══ INFORMATION PROVIDED ══

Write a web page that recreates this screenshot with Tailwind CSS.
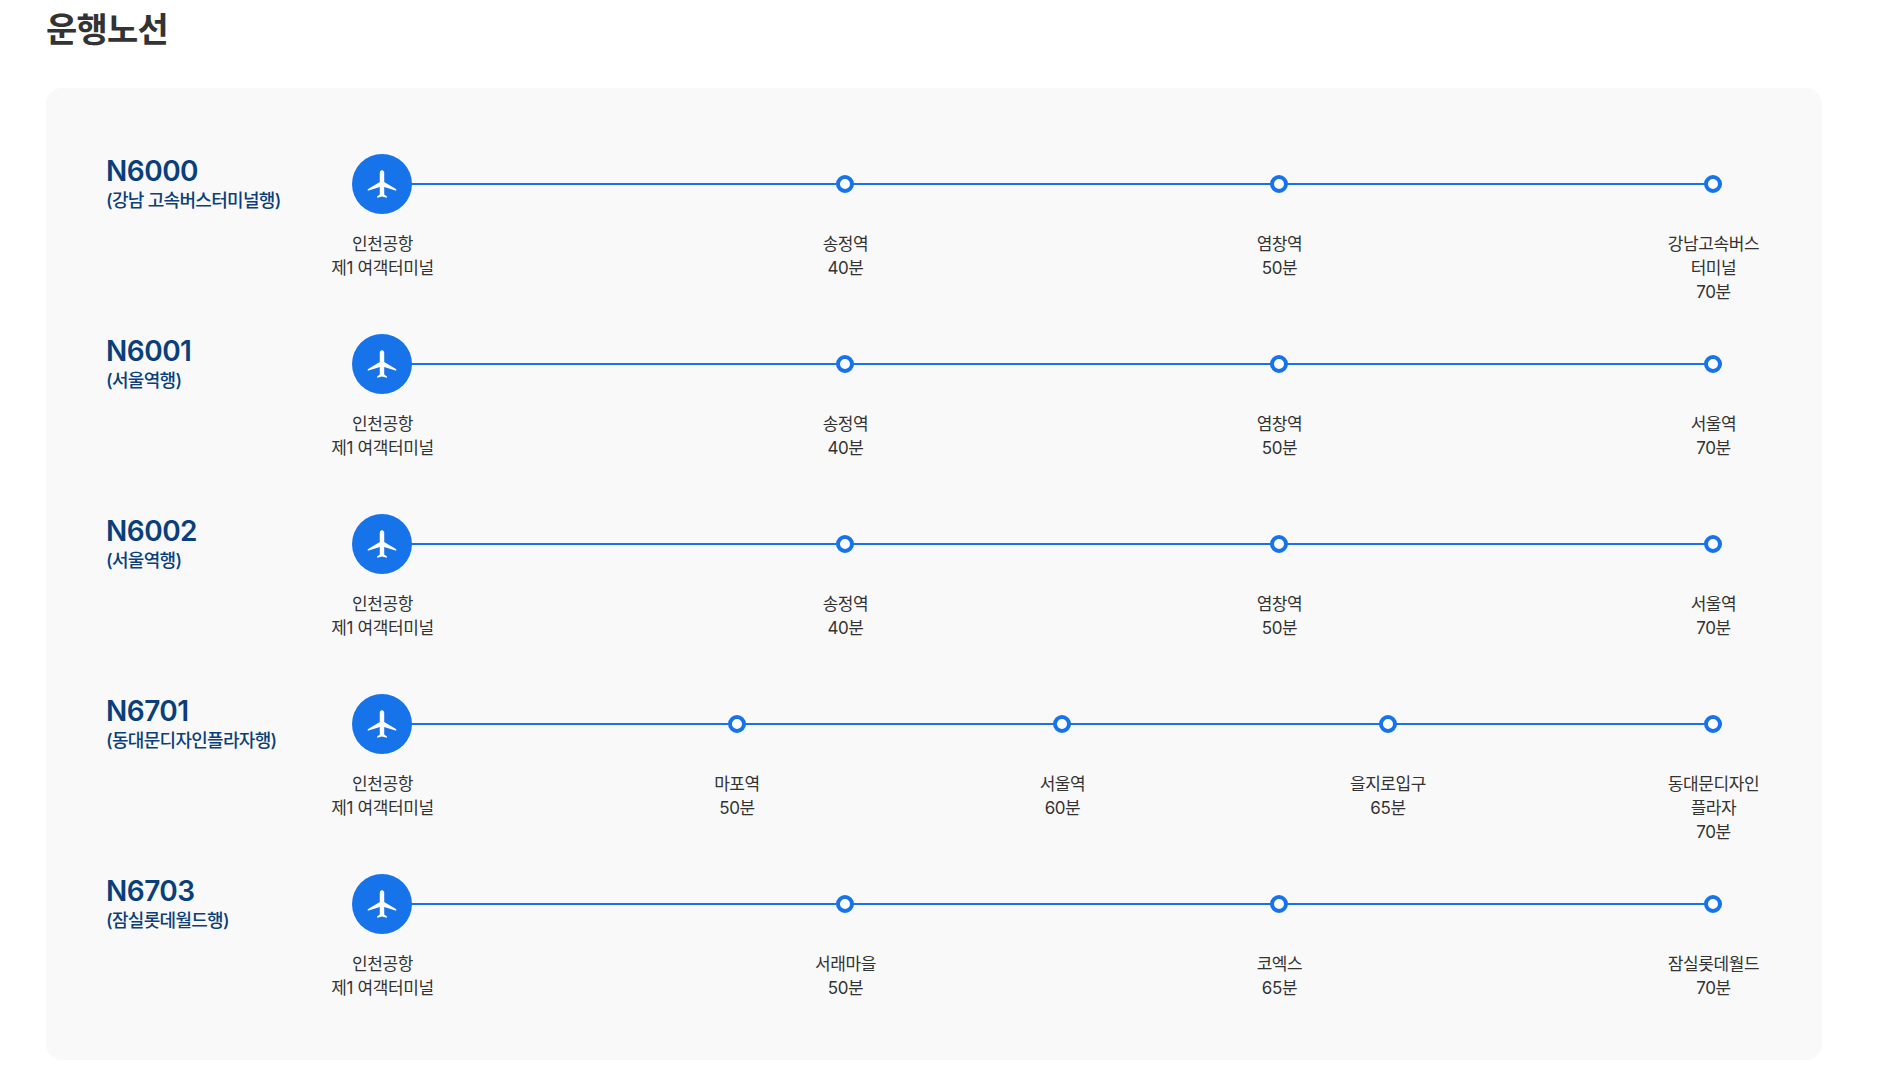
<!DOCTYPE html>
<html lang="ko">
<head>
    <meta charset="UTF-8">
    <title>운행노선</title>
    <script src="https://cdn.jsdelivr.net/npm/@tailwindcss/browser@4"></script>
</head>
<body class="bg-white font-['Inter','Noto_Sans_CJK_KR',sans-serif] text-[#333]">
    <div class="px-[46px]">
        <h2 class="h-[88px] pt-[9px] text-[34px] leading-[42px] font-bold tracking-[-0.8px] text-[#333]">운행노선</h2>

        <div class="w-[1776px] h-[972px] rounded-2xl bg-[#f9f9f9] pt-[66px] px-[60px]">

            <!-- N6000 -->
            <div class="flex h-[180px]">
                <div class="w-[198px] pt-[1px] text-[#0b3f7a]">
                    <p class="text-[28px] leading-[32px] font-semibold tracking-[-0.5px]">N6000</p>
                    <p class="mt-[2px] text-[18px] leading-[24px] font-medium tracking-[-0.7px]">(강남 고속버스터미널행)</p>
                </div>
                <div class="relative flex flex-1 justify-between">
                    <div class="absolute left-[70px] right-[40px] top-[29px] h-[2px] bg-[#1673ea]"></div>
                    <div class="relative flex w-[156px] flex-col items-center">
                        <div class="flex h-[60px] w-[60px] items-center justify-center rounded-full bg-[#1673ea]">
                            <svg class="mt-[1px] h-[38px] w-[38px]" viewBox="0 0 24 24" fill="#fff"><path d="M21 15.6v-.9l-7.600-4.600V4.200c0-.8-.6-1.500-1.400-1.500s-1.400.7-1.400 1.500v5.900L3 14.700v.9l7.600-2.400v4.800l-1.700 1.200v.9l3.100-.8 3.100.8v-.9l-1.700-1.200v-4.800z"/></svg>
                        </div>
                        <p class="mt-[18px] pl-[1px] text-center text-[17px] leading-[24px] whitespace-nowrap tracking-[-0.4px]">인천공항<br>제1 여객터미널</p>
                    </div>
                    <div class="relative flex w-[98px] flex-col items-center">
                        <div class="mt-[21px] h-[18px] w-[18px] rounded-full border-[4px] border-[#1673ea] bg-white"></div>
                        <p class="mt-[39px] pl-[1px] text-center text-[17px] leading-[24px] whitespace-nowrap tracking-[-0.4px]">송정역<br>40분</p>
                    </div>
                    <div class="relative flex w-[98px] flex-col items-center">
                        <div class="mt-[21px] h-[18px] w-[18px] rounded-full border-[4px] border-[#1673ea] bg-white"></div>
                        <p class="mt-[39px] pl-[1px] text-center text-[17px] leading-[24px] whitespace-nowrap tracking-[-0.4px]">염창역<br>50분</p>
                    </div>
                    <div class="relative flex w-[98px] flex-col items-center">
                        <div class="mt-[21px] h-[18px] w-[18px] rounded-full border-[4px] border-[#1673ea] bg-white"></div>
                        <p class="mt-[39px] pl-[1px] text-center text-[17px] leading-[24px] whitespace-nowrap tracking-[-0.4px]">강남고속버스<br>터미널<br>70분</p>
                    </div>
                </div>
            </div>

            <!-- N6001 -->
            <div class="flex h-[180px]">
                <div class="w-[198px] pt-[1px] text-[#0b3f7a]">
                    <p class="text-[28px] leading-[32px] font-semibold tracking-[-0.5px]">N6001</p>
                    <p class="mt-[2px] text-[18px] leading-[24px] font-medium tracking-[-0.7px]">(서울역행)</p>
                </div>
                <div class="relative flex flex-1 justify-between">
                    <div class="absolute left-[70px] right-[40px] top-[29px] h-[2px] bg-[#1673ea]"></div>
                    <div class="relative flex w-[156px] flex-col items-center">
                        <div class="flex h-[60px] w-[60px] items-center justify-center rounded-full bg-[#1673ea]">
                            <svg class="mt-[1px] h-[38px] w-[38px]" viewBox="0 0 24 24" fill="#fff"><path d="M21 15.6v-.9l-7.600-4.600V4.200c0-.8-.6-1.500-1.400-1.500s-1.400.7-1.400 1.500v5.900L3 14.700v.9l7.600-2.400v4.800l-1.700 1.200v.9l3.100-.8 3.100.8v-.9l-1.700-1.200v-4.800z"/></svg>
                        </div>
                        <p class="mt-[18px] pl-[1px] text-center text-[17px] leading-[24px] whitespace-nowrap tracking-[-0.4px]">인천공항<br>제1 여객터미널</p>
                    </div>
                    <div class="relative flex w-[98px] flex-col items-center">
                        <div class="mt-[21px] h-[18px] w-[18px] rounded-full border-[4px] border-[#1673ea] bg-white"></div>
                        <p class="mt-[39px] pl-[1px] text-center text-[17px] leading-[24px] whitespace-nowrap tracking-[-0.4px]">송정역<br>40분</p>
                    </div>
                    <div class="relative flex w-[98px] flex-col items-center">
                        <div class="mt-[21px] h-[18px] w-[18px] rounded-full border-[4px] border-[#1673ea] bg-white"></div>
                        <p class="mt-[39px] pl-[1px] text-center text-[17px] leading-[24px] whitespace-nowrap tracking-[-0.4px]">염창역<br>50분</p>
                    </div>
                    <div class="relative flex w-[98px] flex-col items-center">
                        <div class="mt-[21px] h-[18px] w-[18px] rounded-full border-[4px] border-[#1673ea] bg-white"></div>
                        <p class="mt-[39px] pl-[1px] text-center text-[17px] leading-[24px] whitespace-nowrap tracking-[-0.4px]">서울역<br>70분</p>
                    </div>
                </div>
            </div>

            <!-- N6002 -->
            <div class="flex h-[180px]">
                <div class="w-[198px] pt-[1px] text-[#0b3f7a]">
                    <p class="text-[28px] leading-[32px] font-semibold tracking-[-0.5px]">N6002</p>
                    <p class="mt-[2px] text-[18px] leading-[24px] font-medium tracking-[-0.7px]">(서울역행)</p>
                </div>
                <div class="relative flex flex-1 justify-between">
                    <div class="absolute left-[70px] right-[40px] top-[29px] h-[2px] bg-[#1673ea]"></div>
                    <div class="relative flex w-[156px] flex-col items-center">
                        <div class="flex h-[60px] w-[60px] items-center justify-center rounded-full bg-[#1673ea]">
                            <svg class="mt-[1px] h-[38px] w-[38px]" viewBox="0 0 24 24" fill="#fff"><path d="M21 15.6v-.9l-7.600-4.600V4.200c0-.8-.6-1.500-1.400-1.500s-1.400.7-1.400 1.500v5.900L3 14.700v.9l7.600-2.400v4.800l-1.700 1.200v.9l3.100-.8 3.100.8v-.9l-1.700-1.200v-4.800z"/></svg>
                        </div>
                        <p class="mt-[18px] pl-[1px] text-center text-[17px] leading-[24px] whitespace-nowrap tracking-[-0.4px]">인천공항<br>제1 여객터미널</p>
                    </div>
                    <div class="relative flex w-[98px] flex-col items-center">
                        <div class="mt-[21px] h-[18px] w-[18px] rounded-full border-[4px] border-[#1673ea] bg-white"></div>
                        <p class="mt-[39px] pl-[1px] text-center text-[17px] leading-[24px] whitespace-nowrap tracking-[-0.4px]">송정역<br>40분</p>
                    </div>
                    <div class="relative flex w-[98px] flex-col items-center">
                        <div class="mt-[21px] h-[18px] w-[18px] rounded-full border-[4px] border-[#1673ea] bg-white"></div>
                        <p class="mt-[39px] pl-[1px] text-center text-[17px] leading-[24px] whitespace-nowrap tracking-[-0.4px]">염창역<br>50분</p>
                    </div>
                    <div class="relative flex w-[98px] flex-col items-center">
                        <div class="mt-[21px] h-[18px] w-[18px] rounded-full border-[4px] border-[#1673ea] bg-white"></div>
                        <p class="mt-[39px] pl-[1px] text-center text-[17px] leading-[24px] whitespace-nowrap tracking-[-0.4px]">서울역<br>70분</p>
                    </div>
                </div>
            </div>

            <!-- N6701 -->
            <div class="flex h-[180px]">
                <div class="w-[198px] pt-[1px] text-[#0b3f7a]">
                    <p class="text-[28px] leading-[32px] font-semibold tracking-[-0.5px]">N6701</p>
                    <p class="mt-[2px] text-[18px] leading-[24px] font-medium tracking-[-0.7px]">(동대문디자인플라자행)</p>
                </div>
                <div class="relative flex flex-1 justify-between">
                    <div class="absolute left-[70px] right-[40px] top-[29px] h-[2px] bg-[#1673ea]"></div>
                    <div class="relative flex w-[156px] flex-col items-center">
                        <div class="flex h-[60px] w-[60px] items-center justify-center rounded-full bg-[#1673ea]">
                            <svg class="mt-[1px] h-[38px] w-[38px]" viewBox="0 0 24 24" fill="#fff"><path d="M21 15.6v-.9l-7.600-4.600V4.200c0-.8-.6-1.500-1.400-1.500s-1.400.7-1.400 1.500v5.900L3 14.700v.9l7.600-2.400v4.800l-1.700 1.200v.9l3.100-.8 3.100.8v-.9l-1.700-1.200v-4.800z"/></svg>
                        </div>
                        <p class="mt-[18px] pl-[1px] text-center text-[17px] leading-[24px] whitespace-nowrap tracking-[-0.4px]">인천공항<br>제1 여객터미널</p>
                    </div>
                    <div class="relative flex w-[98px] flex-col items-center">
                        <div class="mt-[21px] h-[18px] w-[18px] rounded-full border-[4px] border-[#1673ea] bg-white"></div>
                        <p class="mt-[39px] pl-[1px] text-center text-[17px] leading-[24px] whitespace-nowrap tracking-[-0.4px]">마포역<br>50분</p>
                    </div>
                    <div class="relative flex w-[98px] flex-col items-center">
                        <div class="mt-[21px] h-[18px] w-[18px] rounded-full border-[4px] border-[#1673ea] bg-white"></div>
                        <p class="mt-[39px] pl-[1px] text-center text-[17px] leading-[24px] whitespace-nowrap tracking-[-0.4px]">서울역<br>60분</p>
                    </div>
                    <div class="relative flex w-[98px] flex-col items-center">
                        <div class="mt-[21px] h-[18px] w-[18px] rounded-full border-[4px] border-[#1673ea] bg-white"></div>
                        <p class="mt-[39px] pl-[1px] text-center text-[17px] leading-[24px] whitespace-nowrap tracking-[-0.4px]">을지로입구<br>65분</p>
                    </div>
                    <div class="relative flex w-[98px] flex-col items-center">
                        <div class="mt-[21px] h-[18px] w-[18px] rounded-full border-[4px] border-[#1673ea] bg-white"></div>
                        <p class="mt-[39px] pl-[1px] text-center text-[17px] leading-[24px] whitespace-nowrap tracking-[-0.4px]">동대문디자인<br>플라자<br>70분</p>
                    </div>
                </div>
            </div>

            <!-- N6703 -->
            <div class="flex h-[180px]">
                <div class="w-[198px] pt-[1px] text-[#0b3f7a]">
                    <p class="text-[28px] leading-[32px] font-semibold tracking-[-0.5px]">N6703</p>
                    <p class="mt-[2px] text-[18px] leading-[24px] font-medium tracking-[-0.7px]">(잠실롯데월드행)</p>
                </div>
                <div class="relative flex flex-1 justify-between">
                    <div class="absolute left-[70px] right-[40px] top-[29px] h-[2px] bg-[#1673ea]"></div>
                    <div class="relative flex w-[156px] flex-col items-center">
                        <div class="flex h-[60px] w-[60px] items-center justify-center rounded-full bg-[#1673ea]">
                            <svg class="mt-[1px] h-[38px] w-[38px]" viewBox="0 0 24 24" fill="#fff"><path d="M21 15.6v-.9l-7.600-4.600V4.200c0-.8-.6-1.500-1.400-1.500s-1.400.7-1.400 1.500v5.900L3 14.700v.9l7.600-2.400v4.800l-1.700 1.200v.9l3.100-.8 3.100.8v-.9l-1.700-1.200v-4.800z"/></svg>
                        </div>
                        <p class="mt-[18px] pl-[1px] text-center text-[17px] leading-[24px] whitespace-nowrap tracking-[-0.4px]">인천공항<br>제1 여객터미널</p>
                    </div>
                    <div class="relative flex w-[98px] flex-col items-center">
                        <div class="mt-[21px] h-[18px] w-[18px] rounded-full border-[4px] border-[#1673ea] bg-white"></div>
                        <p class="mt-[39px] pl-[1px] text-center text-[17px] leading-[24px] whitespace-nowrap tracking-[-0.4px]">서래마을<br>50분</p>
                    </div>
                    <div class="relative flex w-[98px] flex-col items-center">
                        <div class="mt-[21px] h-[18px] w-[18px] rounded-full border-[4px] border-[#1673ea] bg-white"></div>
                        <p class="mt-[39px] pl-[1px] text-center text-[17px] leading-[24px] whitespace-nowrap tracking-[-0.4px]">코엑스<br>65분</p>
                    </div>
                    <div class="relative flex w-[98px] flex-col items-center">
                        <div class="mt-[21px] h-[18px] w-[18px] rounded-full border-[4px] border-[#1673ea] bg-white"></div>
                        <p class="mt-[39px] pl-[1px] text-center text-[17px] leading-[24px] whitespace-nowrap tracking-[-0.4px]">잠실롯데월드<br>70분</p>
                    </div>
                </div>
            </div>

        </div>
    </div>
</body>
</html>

═══

> WHAT YOU SHOULD DO:
Starting at the top of the listing above, please restate word for word each line up to and including the one that holds "pt-[9px] text-[34px] leading-[42px]", omitting every image.

> ANSWER TO THIS TASK:
Write a web page that recreates this screenshot with Tailwind CSS.
<!DOCTYPE html>
<html lang="ko">
<head>
    <meta charset="UTF-8">
    <title>운행노선</title>
    <script src="https://cdn.jsdelivr.net/npm/@tailwindcss/browser@4"></script>
</head>
<body class="bg-white font-['Inter','Noto_Sans_CJK_KR',sans-serif] text-[#333]">
    <div class="px-[46px]">
        <h2 class="h-[88px] pt-[9px] text-[34px] leading-[42px] font-bold tracking-[-0.8px] text-[#333]">운행노선</h2>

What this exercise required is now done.